Aquino se comprometeu a demonstrar que enquanto a filosofia aristotélica era, de fato, autônoma e independente do dogma cristão, ela, de fato, concordava com ele.  Esta percepção conduziu-o a seguinte conclusão: o que é filosoficamente verdadeiro também o é para a Cristandade. Assim, então, a verdade filosófica e a Cristandade se alinham. É digno de nossos tempo observar que Aristóteles deu ao Ocidente a oportunidade para criar uma nova filosofia. Isto porque Aquino, ao interpretar Aristóteles deste modo, era, de fato, capaz de estabelecer um pensamento aristotélico, uma nova filosofia.
A partir de então, até o século 15, a autoridade de Aristóteles dominou o movimento filosófico ocidental, naquilo que é conhecido como “Escolasticismo”. Em seu trabalho os Ocidentais, como os árabes antes deles, foram significativamente assistidos pelos bizantinos, especialmente por João Damasceno, cujos primeiros trabalhos, no qual uma orientação análoga para a reconciliação de fé e razão é apresentada, foram estudados e usados acima de tudo por Tomás de Aquino. Tomás de Aquino foi também grandemente assistido pelos comentários de Philoponus sobre a obra de Aristóteles De Anima,  que constituiu um problema central para a sua própria síntese filosófica. A prova disto é que Tomás de Aquino incluiu em seu trabalho quase um comentário inteiro de Philoponus. O brilho filosófico de Bizâncio para o Ocidente não foi adequadamente estudado. Destas indicações, porém, e de outras que possuímos, parece claro que este brilho foi muito significativo.

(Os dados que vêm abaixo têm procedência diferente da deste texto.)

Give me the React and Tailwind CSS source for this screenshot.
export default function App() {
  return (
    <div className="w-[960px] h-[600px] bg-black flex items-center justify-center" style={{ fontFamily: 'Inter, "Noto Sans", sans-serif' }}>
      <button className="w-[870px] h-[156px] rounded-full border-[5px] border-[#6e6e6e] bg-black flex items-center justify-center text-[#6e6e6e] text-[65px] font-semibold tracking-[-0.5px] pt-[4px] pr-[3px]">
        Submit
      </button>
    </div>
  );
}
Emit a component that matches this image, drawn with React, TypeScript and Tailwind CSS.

Não é estranho para a origem de nossa questão ter falado sobre os árabes e os ocidentais. O que foi dito no primeiro exemplo indicou o transplante do espírito grego e bizantino para a Arábia, onde uma nova interpretação de Aristóteles foi desenvolvida. Então, mais tarde, nós mostramos que tipo de atmosfera foi criada no Ocidente com o quase exclusivo uso de Aristóteles, que nos ajudou a apreciar tanto quanto deveríamos a última grande contribuição espiritual de Bizâncio para o Ocidente;  eu quero dizer, obviamente, do movimento que foi representado por Plethon e Bessarion (século XV) sobre o qual iremos falar mais adiante.